Now, with Rebecca Catz, Pinto has at last found his perfect editor-translator, and the University of Chicago Press gives us their words in a beautifully produced book, embellished with a wealth of rare sixteenth-century illustrations. As Ms. Catz sensibly says, the protracted arguments over Pinto’s historicity and veracity have obscured the fact “that Pinto’s masterpiece belongs not to history, but to literature, specifically to the genre of satire.” Thus “the inconsistencies and improbabilities of the Travels are an integral part of its design, a deliberate puzzle.” The shades of the various scholars who tried to reconcile Pinto’s recorded adventures with the historical calendar should accordingly rest in peace, for Pinto’s chronology “is glaringly and daringly inaccurate. More than that, it is absurd.”

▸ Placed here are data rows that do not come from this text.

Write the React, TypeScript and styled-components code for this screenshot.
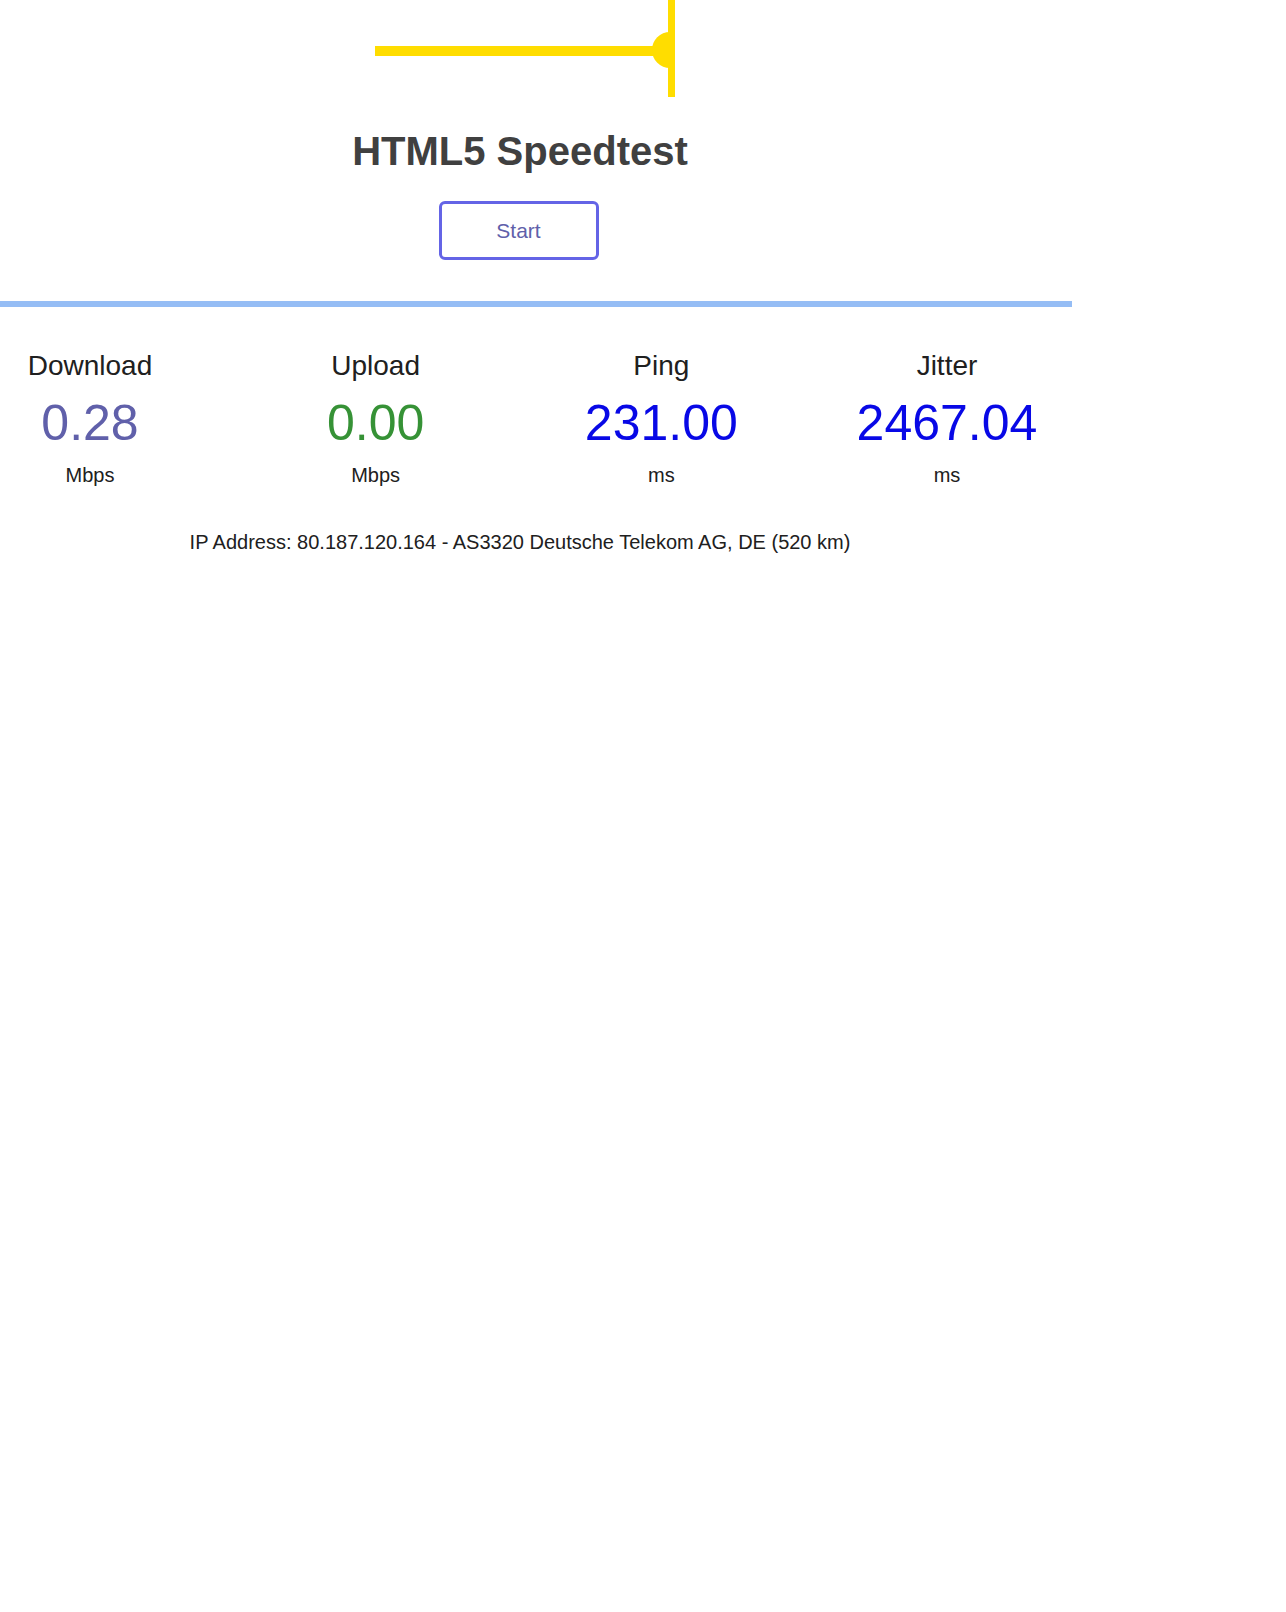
import React from 'react'
import styled, {createGlobalStyle} from 'styled-components'

interface IStat {
    label: string
    value: string
    unit: string
    color: string
}

const stats: IStat[] = [
    {label: 'Download', value: '0.28', unit: 'Mbps', color: '#6060aa'},
    {label: 'Upload', value: '0.00', unit: 'Mbps', color: '#369236'},
    {label: 'Ping', value: '231.00', unit: 'ms', color: '#0808e6'},
    {label: 'Jitter', value: '2467.04', unit: 'ms', color: '#0808e6'},
]

const App: React.FC = () => {
    return (
        <>
            <GlobalStyle/>
            <Page>
                <Gauge width="1040" height="100" viewBox="0 0 1040 100">
                    <rect x="375" y="46" width="296" height="10" fill="#ffdd00"/>
                    <path d="M 670 32 A 18 18 0 0 0 670 68 Z" fill="#ffdd00"/>
                    <rect x="668" y="0" width="7" height="97" fill="#ffdd00"/>
                </Gauge>

                <Title>HTML5 Speedtest</Title>
                <StartButton type="button">Start</StartButton>

                <Divider/>

                <StatsRow>
                    {stats.map(stat => (
                        <Stat key={stat.label}>
                            <StatLabel>{stat.label}</StatLabel>
                            <StatValue $color={stat.color}>{stat.value}</StatValue>
                            <StatUnit>{stat.unit}</StatUnit>
                        </Stat>
                    ))}
                </StatsRow>

                <IpInfo>IP Address: 80.187.120.164 - AS3320 Deutsche Telekom AG, DE (520 km)</IpInfo>
            </Page>
        </>
    )
}

export default App

const GlobalStyle = createGlobalStyle`
    body {
        margin: 0;
        background: #ffffff;
        font-family: "Liberation Sans", Arial, sans-serif;
    }
`

const Page = styled.div`
    width: 1040px;
    display: flex;
    flex-direction: column;
    align-items: center;
`

const Gauge = styled.svg`
    display: block;
`

const Title = styled.h1`
    margin: 28px 0 0;
    font-size: 40px;
    line-height: 46px;
    font-weight: bold;
    color: #404040;
`

const StartButton = styled.button`
    margin: 27px 3px 0 0;
    box-sizing: border-box;
    width: 160px;
    height: 59px;
    border: 3px solid #6464e6;
    border-radius: 6px;
    background: #ffffff;
    color: #6060aa;
    font-family: "Liberation Sans", Arial, sans-serif;
    font-size: 21px;
    cursor: pointer;
`

const Divider = styled.div`
    align-self: flex-start;
    margin-top: 41px;
    width: 1072px;
    height: 6px;
    background: #95bdf5;
`

const StatsRow = styled.div`
    align-self: flex-start;
    margin-top: 44px;
    width: 1037px;
    display: flex;
    justify-content: space-between;
`

const Stat = styled.div`
    width: 180px;
    display: flex;
    flex-direction: column;
    align-items: center;
    text-align: center;
`

const StatLabel = styled.div`
    font-size: 28px;
    line-height: 30px;
    color: #202020;
`

const StatValue = styled.div<{ $color: string }>`
    margin-top: 14px;
    font-size: 50px;
    line-height: 56px;
    color: ${p => p.$color};
    white-space: nowrap;
`

const StatUnit = styled.div`
    margin-top: 12px;
    font-size: 20px;
    line-height: 24px;
    color: #202020;
`

const IpInfo = styled.div`
    margin-top: 43px;
    font-size: 20px;
    line-height: 24px;
    color: #202020;
`
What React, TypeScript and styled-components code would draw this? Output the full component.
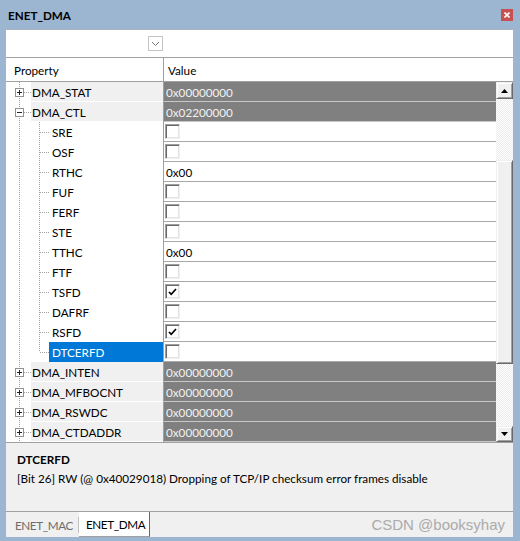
import React from "react";
import styled, { createGlobalStyle } from "styled-components";

const GlobalStyle = createGlobalStyle`
  html, body {
    margin: 0;
    padding: 0;
  }
  body {
    font-family: Lato, "Noto Sans", sans-serif;
    font-size: 11.7px;
    color: #000;
  }
  * {
    box-sizing: border-box;
  }
`;

const Window = styled.div`
  width: 520px;
  height: 541px;
  background: #9cb5d0;
  display: flex;
  flex-direction: column;
`;

const TitleBar = styled.div`
  height: 29px;
  flex: none;
  display: flex;
  align-items: center;
  justify-content: space-between;
  padding: 0 7px 0 8px;
  font-weight: 700;
`;

const CloseButton = styled.div`
  width: 12px;
  height: 12px;
  background: #c75050;
  display: flex;
  align-items: center;
  justify-content: center;
`;

const Body = styled.div`
  flex: 1;
  margin: 0 6px 4px 5px;
  border: 1px solid #aab4c0;
  border-bottom: 0;
  background: #fff;
  display: flex;
  flex-direction: column;
  min-height: 0;
`;

const Toolbar = styled.div`
  height: 28px;
  flex: none;
  display: flex;
  align-items: center;
  padding-left: 142px;
  border-bottom: 1px solid #a0a0a0;
`;

const DropButton = styled.div`
  width: 15px;
  height: 15px;
  border: 1px solid #c4c4c4;
  display: flex;
  align-items: center;
  justify-content: center;
`;

const HeaderRow = styled.div`
  height: 24px;
  flex: none;
  display: flex;
  border-bottom: 1px solid #a0a0a0;
`;

const HeaderCell = styled.div<{ $first?: boolean }>`
  display: flex;
  align-items: center;
  width: ${(p) => (p.$first ? "158px" : "auto")};
  flex: ${(p) => (p.$first ? "none" : "1")};
  padding-left: ${(p) => (p.$first ? "8px" : "4px")};
  border-right: ${(p) => (p.$first ? "1px solid #a0a0a0" : "0")};
`;

const Grid = styled.div`
  height: 360px;
  flex: none;
  display: flex;
`;

const RowList = styled.div`
  flex: 1;
  display: flex;
  flex-direction: column;
`;

const Row = styled.div`
  height: 20px;
  display: flex;
`;

const PropCell = styled.div`
  width: 158px;
  flex: none;
  display: flex;
  border-right: 1px solid #a0a0a0;
`;

const ParentGutter = styled.div`
  width: 25px;
  flex: none;
  display: flex;
  align-items: center;
  padding-left: 9px;
  background: linear-gradient(#a0a0a0 50%, transparent 0) 13px 0 / 1px 2px
    repeat-y;
`;

const ChildGutter = styled.div`
  width: 43px;
  flex: none;
  display: flex;
  align-items: center;
  padding-left: 33px;
  background: linear-gradient(#a0a0a0 50%, transparent 0) 13px 0 / 1px 2px
    repeat-y;
`;

const Trunk = styled.div<{ $half?: boolean }>`
  width: 1px;
  align-self: flex-start;
  height: ${(p) => (p.$half ? "50%" : "100%")};
  background: linear-gradient(#a0a0a0 50%, transparent 0) 0 0 / 1px 2px
    repeat-y;
`;

const Stub = styled.div`
  flex: 1;
  height: 0;
  border-top: 1px dotted #a0a0a0;
`;

const Expander = styled.div`
  width: 9px;
  height: 9px;
  flex: none;
  border: 1px solid #919191;
  background: #fff;
  display: flex;
  align-items: center;
  justify-content: center;
`;

const Label = styled.div<{ $parent?: boolean; $selected?: boolean }>`
  flex: 1;
  display: flex;
  align-items: center;
  height: ${(p) => (p.$parent ? "19px" : "20px")};
  padding-left: ${(p) => (p.$parent ? "1px" : "3px")};
  background: ${(p) =>
    p.$selected ? "#0078d7" : p.$parent ? "#f0f0f0" : "transparent"};
  color: ${(p) => (p.$selected ? "#fff" : "#000")};
  white-space: nowrap;
`;

const ValueCell = styled.div<{ $dark?: boolean }>`
  flex: 1;
  display: flex;
  align-items: center;
  padding-left: 2px;
  background: ${(p) => (p.$dark ? "#808080" : "#fff")};
  color: ${(p) => (p.$dark ? "#f2f2f2" : "#000")};
  border-bottom: 1px solid ${(p) => (p.$dark ? "#c8c8c8" : "#a8a8a8")};
`;

const CheckBox = styled.div`
  width: 15px;
  height: 15px;
  margin-left: -1px;
  background: #fff;
  border: 1px solid;
  border-color: #a0a0a0 #f0f0f0 #f0f0f0 #a0a0a0;
  box-shadow: inset 1px 1px 0 #696969, inset -1px -1px 0 #e3e3e3;
  display: flex;
  align-items: center;
  justify-content: center;
`;

const ScrollBar = styled.div`
  width: 17px;
  flex: none;
  display: flex;
  flex-direction: column;
`;

const ScrollButton = styled.div<{ $h: number }>`
  height: ${(p) => p.$h}px;
  flex: none;
  background: #f0f0f0;
  border: 1px solid;
  border-color: #f0f0f0 #696969 #696969 #f0f0f0;
  box-shadow: inset 1px 1px 0 #fff, inset -1px -1px 0 #a0a0a0;
  display: flex;
  align-items: center;
  justify-content: center;
`;

const Track = styled.div`
  flex: 1;
  display: flex;
  flex-direction: column;
  background: repeating-conic-gradient(#fff 0 25%, #ececec 0 50%) 0 0 / 2px
    2px;
`;

const TrackGap = styled.div<{ $h: number }>`
  height: ${(p) => p.$h}px;
  flex: none;
`;

const Thumb = styled.div`
  height: 204px;
  flex: none;
  background: #f0f0f0;
  border: 1px solid;
  border-color: #f0f0f0 #696969 #696969 #f0f0f0;
  box-shadow: inset 1px 1px 0 #fff, inset -1px -1px 0 #a0a0a0;
`;

const DescPanel = styled.div`
  height: 70px;
  flex: none;
  background: #f0f0f0;
  border-top: 1px solid #a0a0a0;
  border-bottom: 1px solid #a0a0a0;
  padding: 7px 11px 0;
  line-height: 19px;
`;

const DescTitle = styled.div`
  font-weight: 700;
`;

const TabStrip = styled.div`
  flex: 1;
  display: flex;
  align-items: stretch;
  background: #f0f0f0;
`;

const Tab = styled.div<{ $active?: boolean }>`
  display: flex;
  align-items: center;
  flex: none;
  white-space: nowrap;
  letter-spacing: -0.4px;
  width: ${(p) => (p.$active ? "71px" : "72px")};
  padding-left: ${(p) => (p.$active ? "7px" : "9px")};
  background: ${(p) => (p.$active ? "#fff" : "transparent")};
  color: ${(p) => (p.$active ? "#000" : "#6d6d6d")};
  border-right: 1px solid ${(p) => (p.$active ? "#696969" : "transparent")};
  border-bottom: ${(p) => (p.$active ? "1px solid #a0a0a0" : "0")};
`;

const TabDivider = styled.div`
  width: 1px;
  margin: 5px 0 4px;
  background: #c0c0c0;
`;

const Watermark = styled.div`
  margin-left: auto;
  padding-right: 8px;
  display: flex;
  align-items: center;
  font-family: "Liberation Sans", Arial, sans-serif;
  font-size: 15px;
  color: #ababab;
`;

type Child = { name: string; value: string | boolean };

const children: Child[] = [
  { name: "SRE", value: false },
  { name: "OSF", value: false },
  { name: "RTHC", value: "0x00" },
  { name: "FUF", value: false },
  { name: "FERF", value: false },
  { name: "STE", value: false },
  { name: "TTHC", value: "0x00" },
  { name: "FTF", value: false },
  { name: "TSFD", value: true },
  { name: "DAFRF", value: false },
  { name: "RSFD", value: true },
  { name: "DTCERFD", value: false },
];

const lower = ["DMA_INTEN", "DMA_MFBOCNT", "DMA_RSWDC", "DMA_CTDADDR"];

const Sign = ({ plus }: { plus: boolean }) => (
  <svg width="7" height="7" viewBox="0 0 7 7">
    <path d="M1 3.5h5" stroke="#222" strokeWidth="1" />
    {plus && <path d="M3.5 1v5" stroke="#222" strokeWidth="1" />}
  </svg>
);

const ParentRow = ({
  name,
  value,
  open,
}: {
  name: string;
  value: string;
  open?: boolean;
}) => (
  <Row>
    <PropCell>
      <ParentGutter>
        <Expander>
          <Sign plus={!open} />
        </Expander>
        <Stub />
      </ParentGutter>
      <Label $parent>{name}</Label>
    </PropCell>
    <ValueCell $dark>{value}</ValueCell>
  </Row>
);

const Check = ({ on }: { on: boolean }) => (
  <CheckBox>
    {on && (
      <svg width="9" height="8" viewBox="0 0 9 8">
        <path d="M1 4l2.2 2.3L8 1" stroke="#000" strokeWidth="1.7" fill="none" />
      </svg>
    )}
  </CheckBox>
);

const ChildRow = ({ item, last }: { item: Child; last: boolean }) => (
  <Row>
    <PropCell>
      <ChildGutter>
        <Trunk $half={last} />
        <Stub />
      </ChildGutter>
      <Label $selected={last}>{item.name}</Label>
    </PropCell>
    <ValueCell>
      {typeof item.value === "boolean" ? (
        <Check on={item.value} />
      ) : (
        item.value
      )}
    </ValueCell>
  </Row>
);

const App = () => {
  return (
    <Window>
      <GlobalStyle />
      <TitleBar>
        <span>ENET_DMA</span>
        <CloseButton>
          <svg width="6" height="6" viewBox="0 0 6 6">
            <path d="M0.5 0.5l5 5M5.5 0.5l-5 5" stroke="#fff" strokeWidth="1.6" />
          </svg>
        </CloseButton>
      </TitleBar>
      <Body>
        <Toolbar>
          <DropButton>
            <svg width="9" height="6" viewBox="0 0 9 6">
              <path d="M1 1l3.5 3.5L8 1" stroke="#777" strokeWidth="1" fill="none" />
            </svg>
          </DropButton>
        </Toolbar>
        <HeaderRow>
          <HeaderCell $first>Property</HeaderCell>
          <HeaderCell>Value</HeaderCell>
        </HeaderRow>
        <Grid>
          <RowList>
            <ParentRow name="DMA_STAT" value="0x00000000" />
            <ParentRow name="DMA_CTL" value="0x02200000" open />
            {children.map((c, i) => (
              <ChildRow key={c.name} item={c} last={i === children.length - 1} />
            ))}
            {lower.map((n) => (
              <ParentRow key={n} name={n} value="0x00000000" />
            ))}
          </RowList>
          <ScrollBar>
            <ScrollButton $h={17}>
              <svg width="7" height="4" viewBox="0 0 7 4">
                <path d="M0 4h7L3.5 0z" fill="#000" />
              </svg>
            </ScrollButton>
            <Track>
              <TrackGap $h={61} />
              <Thumb />
            </Track>
            <ScrollButton $h={16}>
              <svg width="7" height="4" viewBox="0 0 7 4">
                <path d="M0 0h7L3.5 4z" fill="#000" />
              </svg>
            </ScrollButton>
          </ScrollBar>
        </Grid>
        <DescPanel>
          <DescTitle>DTCERFD</DescTitle>
          <div>
            [Bit 26] RW (@ 0x40029018) Dropping of TCP/IP checksum error frames
            disable
          </div>
        </DescPanel>
        <TabStrip>
          <Tab>ENET_MAC</Tab>
          <TabDivider />
          <Tab $active>ENET_DMA</Tab>
          <Watermark>CSDN @booksyhay</Watermark>
        </TabStrip>
      </Body>
    </Window>
  );
};

export default App;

Freed by Ms. Catz’s common sense from the need to read Pinto as history, we can instead relax and read Pinto as a fiction that blends the elements of the satirical and the picaresque. Pinto’s central goal, Ms. Catz suggests, was to offer a deep and protracted criticism of the actions of the Portuguese in building their overseas empire, and of the Christian crusading ethos that lay behind them. Pinto’s critique was thus directed both at the men of war and the men of God involved in the enterprise. Descriptions of Asian beliefs and actions are used to highlight the absurdities and hypocrisy of the Portuguese, something that could hardly be expressed openly by a Portuguese living at home in the later sixteenth century. Again and again, I kept noticing how precisely Pinto was a precursor of Montesquieu and Voltaire, of Defoe and Goldsmith. Yet at the same time, we can see Pinto as narrator in the emerging tradition of the Spanish picaresque novel.

Ms. Catz shrewdly draws a parallel between Pinto’s relationship with one of his more rascally employers and that of Lazarillo de Tormes (of the 1554 novel) with his fifth master, the seller of papal indulgences. In Ms. Catz’s words,

since the picaro is never quite so corrupt as the society he enters, he has to be taught the tricks of the trade, and in the process much that is underhanded is exposed and analyzed for the reader.

To achieve his satirical goals, Ms. Catz believes, Pinto presented his narrative through a single central persona who, however, spoke in four different voices that echo and interact with each other: the four voices are those of the vir bonus, the moral and virtuous man who wins our trust by his evident sincerity; the ingénu who wins our sympathy by his naive innocence about the horrors he describes; the hero-patriot, always rushing into the fray against evil; and the picaro who participates in the very evils he condemns.

The structure of Pinto’s book is an ungainly one, and takes some getting used to. Pinto himself wrote the entire work (his text fills 523 large pages in the current Chicago edition) without any chapter breaks. His posthumous early-seventeenth-century editor divided the book into 226 sections, each with its own descriptive title. These divisions, followed in the original Spanish and French translations, though not in the British, are retained by Ms. Catz. But this makes for slightly disjointed reading, since many of the sections are more like vignettes, and the roll of the narrative often spans dozens or even scores of them. According to my reading of this strangely powerful book, it is essentially constructed of ten major, integrated narrative blocks, these ten blocks being enclosed within brief opening and concluding chapters that give some accurate autobiographical detail and present Pinto’s views on fate and his own life. The opening lines, especially, are wonderfully effective in giving us the voice of Pinto the narrator, with their mixture of whining, faith, and apparently circumstantial detail:


Whenever I look back at all the hardship and misfortune I suffered throughout most of my life, I can’t help thinking I have good reason to complain of my bad luck, which started about the time I was born and continued through the best years of my life. It seems that misfortune had singled me out above all others for no purpose but to hound me and abuse me, as though it were something to be proud of. As I grew up in my native land, my life was a constant struggle against poverty and misery, and not without its moments of terror when we barely escaped with our lives. If that were not enough, Fortune saw fit to carry me off to the Indies, where, instead of my lot improving as I had hoped, the hardship and hazards only increased with the passing years.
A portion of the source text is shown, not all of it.